Sunday, December 28, 2014

[Poetry]: Walk away

You sit in lofty seats,
Feeling like the witness as history repeats.
While on your ass, consider the misery you cause
As your judging eyes belittle the loss.

An adventurer you call yourself,
Stories are not yours, but of the books on your shelf.
Nothing you say is novel or your wisdom
Much of what is already said and you just give me the sum.

Why should I not loathe you?
Because loathing you needs energy
Because loathing you needs time
Because loathing you is such a waste, I can't even find a rhyme.

So, here oh judgmental world's being!
I dismiss your judgment of me.
I show a gesture so obscene
And walk away washing my hands clean.

Sunday, December 7, 2014

[Thought]: Cabin sized home

The first time I had packed my bags to leave home was in 2002. I have lived in hostels and traveled since then. I would say I left my home in 2002, and twelve years down I am still in transit. In the twelve years, many modes of transport have happened, many kilometers have passed. Yet, I feel like I have not reached my destination.

A year and a half back my dad asked if I was considering traveling across the country. I loved the idea and hit the road. Most of my breaks from work are for travel to familiar and new places. Most of the time meeting old friends again and making new ones. I have been at it since then and I love the feeling of reaching someplace and experiencing new culture and food. More than anything I like being close to the forests and away from the city. I don't like the hustle bustle and the cacophony. I despise the addictions that technology brings us.

Again today I am packing my bag. I have my tickets and I will be away for a while. Away from where? Not from home, because living between two cities and three houses, I don't recognize a home for myself anymore. I feel like a traveler everyday and each moment. Like I am on my way home, just that I am not sure what that feels like anymore. I know the day I reach home, I will know I have come home.

I wonder if it is a physical place, or just a state of being, being home. Maybe home is made by people who love you and accept you with the quirks. Maybe home is the moment with loved ones that you are in, where you feel welcome. Maybe home is when you feel secure, and all the worries are suspended in that moment. Maybe home is just that moment of belonging to the people, the place around. However fleeting the moment might be, home is a beautiful place.

As I pack my bag, I look at the contents. Sets of clothes, brush, paste, soap, towel, shampoo. Sleeping bag, warm jacket, socks. My notebooks, my trusty umbrella and some money and ID. I know this is about all I need to live. I am sure I will survive in just these. I feel warm looking at my bag. I think it's time I painted it with my favorite fictions. I think it's time I put some familiar faces on it. It welcomes me, and I trust it not to let me down. I have memories with this bag and promises of many journeys to come. Is it possible that this is my home?

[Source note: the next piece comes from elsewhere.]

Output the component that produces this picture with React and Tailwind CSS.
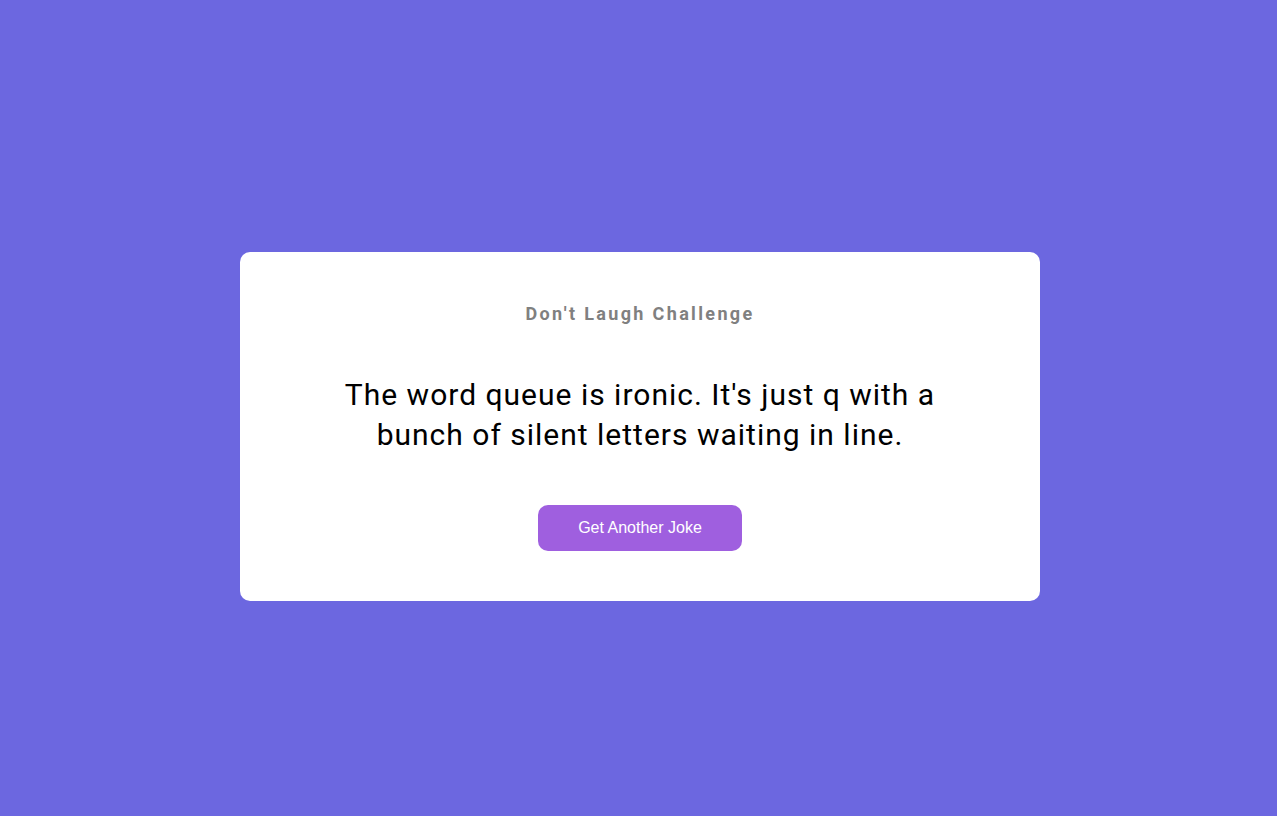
export default function App() {
  return (
    <div className="min-h-screen w-full bg-[#6c67e0] flex items-center justify-center pt-[37px] pl-[3px]">
      <div className="w-[800px] bg-white rounded-[10px] px-[50px] pt-[51px] pb-[50px] flex flex-col items-center text-center">
        <h3 className="font-['Roboto',sans-serif] text-[18px] leading-[21px] font-bold tracking-[2.35px] text-[#808080]">
          Don't Laugh Challenge
        </h3>
        <p className="mt-[51px] max-w-[600px] font-['Roboto',sans-serif] text-[30px] leading-[40px] tracking-[1px] text-black">
          The word queue is ironic. It's just q with a bunch of silent letters waiting in line.
        </p>
        <button className="mt-[50px] w-[204px] h-[46px] rounded-[10px] bg-[#9f5fdf] text-white font-['Liberation_Sans',Arial,sans-serif] text-[16px]">
          Get Another Joke
        </button>
      </div>
    </div>
  );
}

Maybe that is how travelers are, finding that home is tucked away in their bags, anywhere in the world. Right at their back, packed in small rolls, all the happiness, memories and everything they need in a cabin size pack. Truly a cabin sized home.

Thursday, December 4, 2014

[Thought]: Fight to be on my feet

It must have been the bruise. As I just sat there I realized it. It was not the fall. It was never the fall.

The fall came easy. Just a little slip that cascaded into a collapse and loss of grasp in that moment. Then the inevitable fall. At the bottom I just sat. Wondering where it went all wrong. Somehow the moment is all muddled and the time is skipping ticks. The sequence is so clear and yet it is random. Did the dots ever connect or am I thinking them aligned like the constellations that never have the stars even close? It was just cause and effect, action leading to reaction leading to another reaction. It could have actually swung in many ways and I would not be here. But I am. Here, at the bottom at this moment.

But why am I still here? Because the bruises will not let me move. I am hurt, I can feel the pain. The tears roll down even when I try to control them and not show. But the hurt is real and a big part of me fights it with all strength and another is acknowledging it. The tears are hot as they roll down, not cool. They are burning my skin. They are not of pain but of anger. I am angry because I can't stand up. Maybe not because of that. But the anger is at they way I can't get up. And maybe because I can't let go. Maybe because I fell when I did not expect to fall. Maybe it's just my ego.

Yes it must be the bruise of my ego. Holding me down. The more persistent of the pains. It gnaws at my conscience.

Let go. Let it be. Stand up. Acknowledge that you had the courage to fight. Acknowledge that you had the courage to take the risk.

Stand up because you are better on your feet than watching the world pass by as you sit and nurse your ego. Stand up because there are more fights coming your way. Stand up and take the shield of courage because the world needs to be beneath your feet. Stand up because there is so much to be and so much to live. Stand up because the next fall is waiting for someone like you to take a chance. Stand up because I am better than this. And I stand up.

Yes I am afraid I will fall again. Yes I am still hurt. But, I am up. I am set to explore more. I am learning more. I am fighting harder. I am living more. I am alive and loving it!